Darren Fletcher believes Manchester United can claim an important psychological edge over Chelsea with a win in Sunday’s showdown between the Premier League’s top two.
But the Scotland midfielder, who returned to action in Tuesday’s 3-3 draw with CSKA Moscow after a month out with an ankle injury, insists the title race will remain wide open, regardless of the outcome at Stamford Bridge, where United have not won in seven years.
“Sunday is a massive game. Games against Chelsea always are,” Fletcher said.
“It is not going to be make-or-break who wins the league by any means, although it is an important benchmark.
“Maybe psychologically it might have an effect. But Chelsea are a top-class side and we will respect them.”
Fletcher will expect to start at Chelsea given the importance the United manager, Sir Alex Ferguson, attaches to his defensive qualities, which were badly missed as United went down to a 2-0 defeat at Liverpool last month.
Even once-sceptical fans have come to recognise what Fletcher brings to the United mix although he insists he is not getting carried away with his growing reputation as a player for the big occasion.
“I take the compliments with a pinch of salt,” he said. “I enjoy these matches as much as anyone and I put pressure on myself to perform more than anyone does.
“The challenge of playing against the top-class players that Chelsea have is one I look forward to and I will be doing my best to win the match. But I am not going to make-or-break games like this.”

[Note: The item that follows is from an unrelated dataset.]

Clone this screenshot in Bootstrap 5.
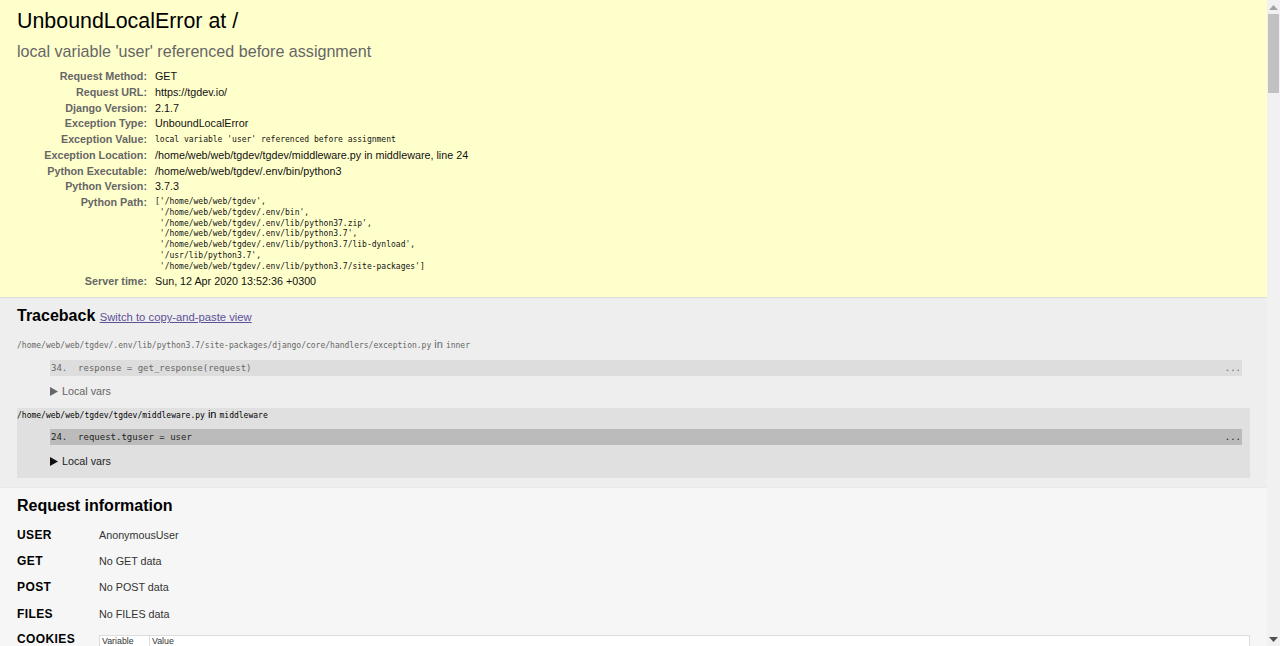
<!DOCTYPE html>
<html lang="en">
<head>
<meta charset="utf-8">
<title>UnboundLocalError at /</title>
<link href="https://cdn.jsdelivr.net/npm/bootstrap@5.3.0/dist/css/bootstrap.min.css" rel="stylesheet">
<style>
html,body{height:646px;overflow:hidden;margin:0}
body{font-family:"Liberation Sans",Arial,sans-serif;font-size:10.75px;color:#000;background:#f6f6f6;line-height:normal}
.pg-main{width:1267px;height:646px;overflow:hidden;flex:none}
.mono{font-family:"DejaVu Sans Mono",monospace;font-size:8px}
.err-sum{background:#ffc;border-bottom:1px solid #ddd;height:298px;padding:10px 17px 0}
.err-title{font-size:21.4px;font-weight:400;line-height:22px;margin:0;color:#000}
.err-sub{font-size:16.1px;font-weight:400;line-height:18px;margin:10px 0 0;color:#666}
.meta{margin-top:9px;border-collapse:collapse}
.meta th{width:138px;text-align:right;font-weight:700;color:#666;padding:0 8px 0 0;height:15.75px;vertical-align:top;line-height:15.75px}
.meta td{padding:0;line-height:15.75px;vertical-align:top;color:#111}
.path{margin:0;font-family:"DejaVu Sans Mono",monospace;font-size:8px;line-height:10.75px;padding-top:2px;padding-bottom:2px;overflow:visible;color:#111}
.tb{background:#eee;height:190px;padding:9px 17px 0 17px;border-bottom:1px solid #e8e8e8}
.sec-h{font-size:16px;font-weight:700;line-height:18px;margin:0;color:#000}
.sec-h a{font-size:11.25px;font-weight:400;color:#5c5097}
.file-line{font-size:11px;line-height:14px;color:#666;margin-top:11px}
.code-line{margin:7px 8px 0 33px;height:16px;line-height:16px;background:#ddd;color:#666;padding:0 1px;white-space:pre;font-family:"DejaVu Sans Mono",monospace;font-size:9px}
.vars-line{margin:7px 0 0 33px;font-size:10.75px;line-height:16px;color:#666}
.arrow{display:inline-block;margin-right:4px;vertical-align:-1px}
.frame-on{background:#e0e0e0;height:70px;margin-top:9px;color:#000}
.frame-on .file-line{margin-top:0;color:#000;line-height:13px}
.frame-on .code-line{background:#bbb;color:#222;margin:7px 8px 0 33px}
.frame-on .vars-line{color:#222;margin-top:8px}
.info{padding:9px 17px 0 17px}
.info-list{margin-top:6.5px}
.info-row{height:26.3px;align-items:center}
.info-k{width:82px;font-size:12px;font-weight:700;letter-spacing:.4px;color:#000;flex:none}
.info-v{font-size:10.75px;color:#333}
.cookie-k{padding-top:5px}
.cookie-t{flex:1;background:#fff;border:1px solid #ddd;border-bottom:0;margin-top:8px;height:11px;font-size:8.8px;color:#333}
.cookie-c{padding:0 2px;border-right:1px solid #ddd;width:50px;line-height:10px}
.cookie-d{padding:0 2px;line-height:10px}
.sbar{width:13px;height:646px;background:#f1f1f1;flex:none}
.sbar-up,.sbar-dn{height:14px}
.sbar-thumb{height:79px;background:#c1c1c1;margin:0 1px}
.sbar-space{flex:1}
</style>
</head>
<body>
<div class="d-flex">
<div class="pg-main">
  <div class="err-sum">
    <h1 class="err-title">UnboundLocalError at /</h1>
    <div class="err-sub">local variable 'user' referenced before assignment</div>
    <table class="meta">
      <tr><th>Request Method:</th><td>GET</td></tr>
      <tr><th>Request URL:</th><td>https://tgdev.io/</td></tr>
      <tr><th>Django Version:</th><td>2.1.7</td></tr>
      <tr><th>Exception Type:</th><td>UnboundLocalError</td></tr>
      <tr><th>Exception Value:</th><td class="mono">local variable 'user' referenced before assignment</td></tr>
      <tr><th>Exception Location:</th><td>/home/web/web/tgdev/tgdev/middleware.py in middleware, line 24</td></tr>
      <tr><th>Python Executable:</th><td>/home/web/web/tgdev/.env/bin/python3</td></tr>
      <tr><th>Python Version:</th><td>3.7.3</td></tr>
      <tr><th>Python Path:</th><td><pre class="path">['/home/web/web/tgdev',
 '/home/web/web/tgdev/.env/bin',
 '/home/web/web/tgdev/.env/lib/python37.zip',
 '/home/web/web/tgdev/.env/lib/python3.7',
 '/home/web/web/tgdev/.env/lib/python3.7/lib-dynload',
 '/usr/lib/python3.7',
 '/home/web/web/tgdev/.env/lib/python3.7/site-packages']</pre></td></tr>
      <tr><th>Server time:</th><td>Sun, 12 Apr 2020 13:52:36 +0300</td></tr>
    </table>
  </div>
  <div class="tb">
    <h2 class="sec-h">Traceback <a href="#">Switch to copy-and-paste view</a></h2>
    <div class="file-line"><span class="mono">/home/web/web/tgdev/.env/lib/python3.7/site-packages/django/core/handlers/exception.py</span> in <span class="mono">inner</span></div>
    <div class="code-line d-flex justify-content-between"><span>34.  response = get_response(request)</span><span>...</span></div>
    <div class="vars-line"><svg class="arrow" width="8" height="9" viewBox="0 0 8 9"><path d="M0 0 8 4.500 0 9z" fill="#666"/></svg>Local vars</div>
    <div class="frame-on">
      <div class="file-line"><span class="mono">/home/web/web/tgdev/tgdev/middleware.py</span> in <span class="mono">middleware</span></div>
      <div class="code-line d-flex justify-content-between"><span>24.  request.tguser = user</span><span>...</span></div>
      <div class="vars-line"><svg class="arrow" width="8" height="9" viewBox="0 0 8 9"><path d="M0 0 8 4.500 0 9z" fill="#111"/></svg>Local vars</div>
    </div>
  </div>
  <div class="info">
    <h2 class="sec-h">Request information</h2>
    <div class="info-list">
      <div class="d-flex info-row"><div class="info-k">USER</div><div class="info-v">AnonymousUser</div></div>
      <div class="d-flex info-row"><div class="info-k">GET</div><div class="info-v">No GET data</div></div>
      <div class="d-flex info-row"><div class="info-k">POST</div><div class="info-v">No POST data</div></div>
      <div class="d-flex info-row"><div class="info-k">FILES</div><div class="info-v">No FILES data</div></div>
      <div class="d-flex info-row align-items-start"><div class="info-k cookie-k">COOKIES</div><div class="cookie-t d-flex"><div class="cookie-c">Variable</div><div class="cookie-d">Value</div></div></div>
    </div>
  </div>
</div>
<div class="sbar d-flex flex-column">
  <div class="sbar-up d-flex align-items-center justify-content-center"><svg width="9" height="5" viewBox="0 0 9 5"><path d="M4.500 0 9 5H0z" fill="#a3a3a3"/></svg></div>
  <div class="sbar-thumb"></div>
  <div class="sbar-space"></div>
  <div class="sbar-dn d-flex align-items-center justify-content-center"><svg width="9" height="5" viewBox="0 0 9 5"><path d="M0 0h9L4.500 5z" fill="#505050"/></svg></div>
</div>
</div>
</body>
</html>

Fletcher admitted that his latest lay-off had taken its toll on his match sharpness.
“It is nice to get back into the team and get 90 minutes under my belt because I have not played for a while,” he said.

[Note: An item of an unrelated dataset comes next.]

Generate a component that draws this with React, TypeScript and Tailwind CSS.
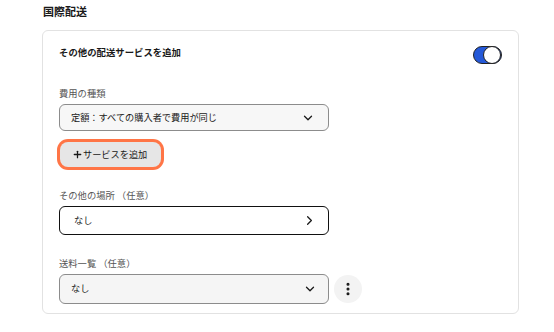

“I felt fine, which was the most important thing, although I was not 100 percent with my touch and awareness on the pitch. But the game will help and, if selected, I should feel the benefit on Sunday.”
United left-back Patrice Evra meanwhile is determined to steer clear of controversy as he seeks to claim bragging rights over Chelsea strike duo, Nicolas Anelka and Didier Drogba, two of his best friends in football.

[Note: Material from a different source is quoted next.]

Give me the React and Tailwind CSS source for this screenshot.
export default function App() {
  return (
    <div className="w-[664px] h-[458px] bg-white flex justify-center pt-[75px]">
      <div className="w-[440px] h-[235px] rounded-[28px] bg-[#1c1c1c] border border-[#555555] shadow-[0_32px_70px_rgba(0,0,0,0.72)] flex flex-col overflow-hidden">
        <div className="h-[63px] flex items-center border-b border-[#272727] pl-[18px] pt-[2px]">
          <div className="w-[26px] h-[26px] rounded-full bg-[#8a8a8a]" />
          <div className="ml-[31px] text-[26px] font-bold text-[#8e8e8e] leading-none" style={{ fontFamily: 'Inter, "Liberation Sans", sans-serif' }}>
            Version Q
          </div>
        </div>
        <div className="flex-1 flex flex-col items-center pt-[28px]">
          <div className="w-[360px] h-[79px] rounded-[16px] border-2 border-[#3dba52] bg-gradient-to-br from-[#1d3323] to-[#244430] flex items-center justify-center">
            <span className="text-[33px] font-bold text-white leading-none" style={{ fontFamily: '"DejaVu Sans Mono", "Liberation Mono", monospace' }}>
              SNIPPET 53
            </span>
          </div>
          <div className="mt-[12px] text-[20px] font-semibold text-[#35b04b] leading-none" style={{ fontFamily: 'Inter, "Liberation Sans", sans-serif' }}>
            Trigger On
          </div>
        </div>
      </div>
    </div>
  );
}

Evra was banned for four matches after a post-match altercation with a Chelsea groundsman in April 2008 and still feels that he was treated harshly over an incident he insists he did not provoke.
“It is unfortunate that when I play against Chelsea, something always seems to happen,” the France defender said. “First it was the ground-staff, then last year I had a bit of an argument with Michael Ballack. This year I have to make sure nothing happens because we need to get a result.”
Evra regards Chelsea as the main threat to United’s hopes of claiming a fourth consecutive Premier League title, particularly now that Drogba and Anelka are proving they can play together.
“I am not scared of them but I respect them and they are the most dangerous rivals,” he said. “I said it last year and the year before and I think it this season as well.
“Both Drogba and Anelka are good friends of mine. And I know they are both great players.
“All the defenders need to focus because keeping a clean sheet will be the key to winning this game.
“We need to be strong because Drogba and Anelka are two big strikers. They are both so quick and strong, although I do feel we have enough quality to do our jobs.”
Tuesday’s Champions League clash, in which United had to recover from a 3-1 deficit to claim a draw with a stoppage-time equalisier, underlined the defensive shakiness that has characterised the champions’ performances this season, and Evra admits an improvement is required.
“If you concede three goals at home, you can hardly say it has been a good performance from the defenders,” he reflected.
“We did well to come back, as we did against Manchester City. But we need to make sure we don’t concede three goals on Sunday because then it won’t be easy to get back.”